Let’s get one thing straight here – under no circumstances is it ever okay to propose at someone else’s wedding! Do we even need to say that?! Although, we are glad your brother was nice enough to ask your permission as we’ve heard of some surprise proposals at weddings that didn’t go down so well!

We know how big your wedding day is. It’s supposed to be all about you so don’t feel selfish for wanting that! But there are people out there that wouldn’t care less about someone proposing on their day. So, to answer your question, YES – you absolutely can go back on what you said. As long as you explain to your brother that you were taken back at first but would prefer a day just about the two of you, he should understand – and can have any other day of the year he likes!

“Is it okay to ask your bridesmaids to cover up their tattoos? One of my closest friends has a huge arm tattoo that would seriously clash with my theme – I love my friend, but this isn’t the look I want for my day!”

Okay…this is a tricky one. We understand you only get one wedding day, so we get it if you have a perfect vision in your head and want it to look a certain way. So, for this reason we think it’s okay to ask your bridesmaid if they wouldn’t mind covering their tattoos, but there are a few things to think about before you go there. Number one being that many people see their tattoos as a form of identity so it’s likely that your bridesmaid may take offence to this.
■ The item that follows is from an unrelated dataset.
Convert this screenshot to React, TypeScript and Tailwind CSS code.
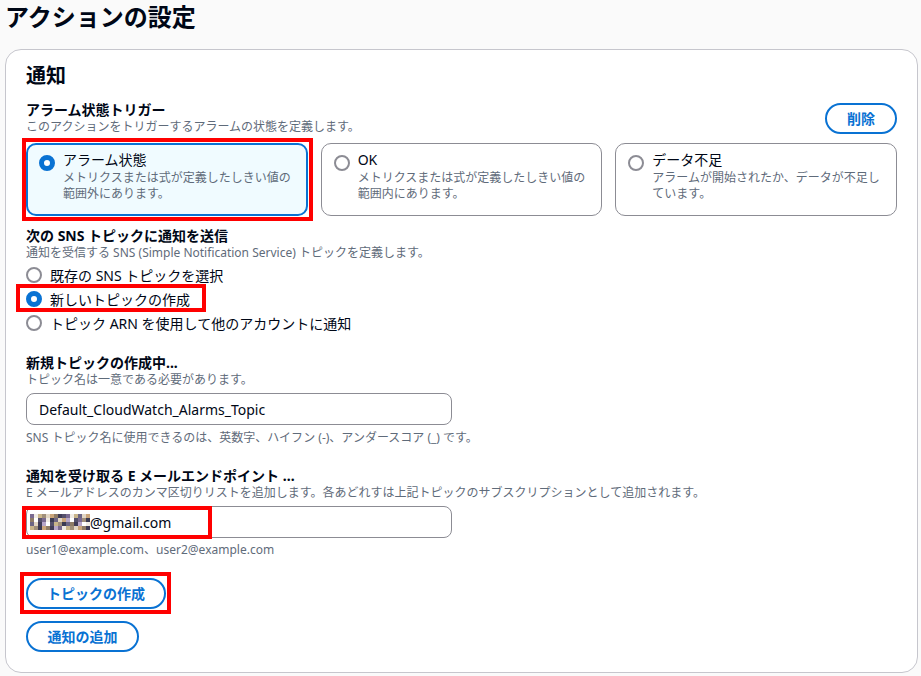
import React from 'react'

const font = { fontFamily: '"Noto Sans", "Noto Sans CJK JP", sans-serif' }

function Radio({ checked }: { checked?: boolean }) {
  return checked ? (
    <span className="inline-block w-[16px] h-[16px] rounded-full border-[5px] border-[#0972d3] bg-white shrink-0" />
  ) : (
    <span className="inline-block w-[16px] h-[16px] rounded-full border-2 border-[#8c8c94] bg-white shrink-0" />
  )
}

function Tile({ label, desc, checked }: { label: string; desc: string; checked?: boolean }) {
  return (
    <div
      className={
        'flex gap-[8px] rounded-[10px] h-[73px] ' +
        (checked ? 'border-2 border-[#0972d3] bg-[#f0fbff] px-[11px] pt-[5px]' : 'border border-[#8c8c94] bg-white px-[12px] pt-[6px]')
      }
    >
      <div className="pt-[3px]">
        <Radio checked={checked} />
      </div>
      <div>
        <div className="text-[14px] leading-[20px] text-[#000716]">{label}</div>
        <div className="text-[12px] leading-[16px] text-[#5f6b7a]">{desc}</div>
      </div>
    </div>
  )
}

function Mosaic() {
  const cols = ['#7a6a90', '#c9b58a', '#3a3a52', '#e2d6c4', '#8f7c66', '#b8a7c9', '#55506b', '#f1ece4', '#a08f7a', '#6d6684', '#caa57a', '#403c57', '#ffffff']
  return (
    <span className="inline-grid grid-cols-[repeat(15,4px)] grid-rows-[repeat(4,4px)] align-middle">
      {Array.from({ length: 60 }).map((_, i) => (
        <span key={i} style={{ background: cols[(i * 7 + (i >> 2)) % cols.length] }} />
      ))}
    </span>
  )
}

export default function App() {
  return (
    <div className="min-h-[676px] bg-[#fafafa] pl-[5px] pr-[3px] text-[#000716]" style={font}>
      <h1 className="text-[24px] leading-[34px] font-bold pb-[15px]">アクションの設定</h1>
      <div className="bg-white border border-[#c6c6cd] rounded-[16px] px-[20px] pt-[12px] pb-[20px]">
        <h2 className="text-[20px] leading-[28px] font-bold">通知</h2>

        <div className="mt-[11px] flex justify-between items-start">
          <div>
            <div className="text-[14px] leading-[18px] font-bold">アラーム状態トリガー</div>
            <div className="text-[12px] leading-[16px] text-[#5f6b7a]">このアクションをトリガーするアラームの状態を定義します。</div>
          </div>
          <button className="mt-[2px] w-[72px] h-[31px] rounded-full border-2 border-[#0972d3] text-[#0972d3] text-[14px] font-bold">
            削除
          </button>
        </div>

        <div className="mt-[8px] grid grid-cols-3 gap-[13px]">
          <div className="relative">
            <div className="absolute -left-[4px] -top-[5px] -right-[5px] -bottom-[5px] border-[4px] border-[#ff0000]" />
            <Tile checked label="アラーム状態" desc="メトリクスまたは式が定義したしきい値の範囲外にあります。" />
          </div>
          <Tile label="OK" desc="メトリクスまたは式が定義したしきい値の範囲内にあります。" />
          <Tile label="データ不足" desc="アラームが開始されたか、データが不足しています。" />
        </div>

        <div className="mt-[11px] text-[14px] leading-[18px] font-bold">次の SNS トピックに通知を送信</div>
        <div className="text-[12px] leading-[16px] text-[#5f6b7a]">通知を受信する SNS (Simple Notification Service) トピックを定義します。</div>
        <div className="mt-[2px] flex flex-col">
          <label className="flex items-center gap-[8px] h-[24px] text-[14px]">
            <Radio />
            既存の SNS トピックを選択
          </label>
          <label className="relative flex items-center gap-[8px] h-[24px] text-[14px]">
            <span className="absolute left-[-10px] top-[-3px] w-[190px] h-[28px] border-[4px] border-[#ff0000]" />
            <Radio checked />
            新しいトピックの作成
          </label>
          <label className="flex items-center gap-[8px] h-[24px] text-[14px]">
            <Radio />
            トピック ARN を使用して他のアカウントに通知
          </label>
        </div>

        <div className="mt-[19px] text-[14px] leading-[18px] font-bold">新規トピックの作成中...</div>
        <div className="text-[12px] leading-[16px] text-[#5f6b7a]">トピック名は一意である必要があります。</div>
        <div className="mt-[5px] w-[426px] h-[32px] border border-[#8c8c94] rounded-[8px] flex items-center px-[12px] text-[14px]">
          Default_CloudWatch_Alarms_Topic
        </div>
        <div className="mt-[5px] text-[12px] leading-[16px] text-[#5f6b7a]">SNS トピック名に使用できるのは、英数字、ハイフン (-)、アンダースコア (_) です。</div>

        <div className="mt-[21px] text-[14px] leading-[18px] font-bold">通知を受け取る E メールエンドポイント ...</div>
        <div className="text-[12px] leading-[16px] text-[#5f6b7a]">E メールアドレスのカンマ区切りリストを追加します。各あどれすは上記トピックのサブスクリプションとして追加されます。</div>
        <div className="relative mt-[5px] w-[426px] h-[32px] border border-[#8c8c94] rounded-[8px] flex items-center px-[3px] text-[14px]">
          <span className="absolute left-[-5px] top-[-1px] w-[190px] h-[33px] border-[4px] border-[#ff0000]" />
          <Mosaic />
          @gmail.com
        </div>
        <div className="mt-[4px] text-[12px] leading-[16px] text-[#5f6b7a]">user1@example.com、user2@example.com</div>

        <div className="relative mt-[20px] w-fit">
          <span className="absolute left-[-6px] top-[-6px] right-[-5px] bottom-[-5px] border-[4px] border-[#ff0000]" />
          <button className="h-[31px] w-[140px] whitespace-nowrap rounded-full border-2 border-[#0972d3] text-[#0972d3] text-[14px] font-bold bg-white">
            トピックの作成
          </button>
        </div>
        <div className="mt-[12px]">
          <button className="h-[31px] w-[113px] whitespace-nowrap rounded-full border-2 border-[#0972d3] text-[#0972d3] text-[14px] font-bold bg-white">
            通知の追加
          </button>
        </div>
      </div>
    </div>
  )
}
Some people are more than happy to cover up their tattoos, but if you start to realise your bridesmaid is feeling hurt about this even after you’ve explained your reasons are not personal, is it really worth falling out over? Also, if the tattoo is something sentimental or meaningful, you may want to rethink this entirely! Remind yourself of the real reason you asked her to be your bridesmaid in the first place – sometimes a true friend beside you on your day is worth more than any wedding aesthetic.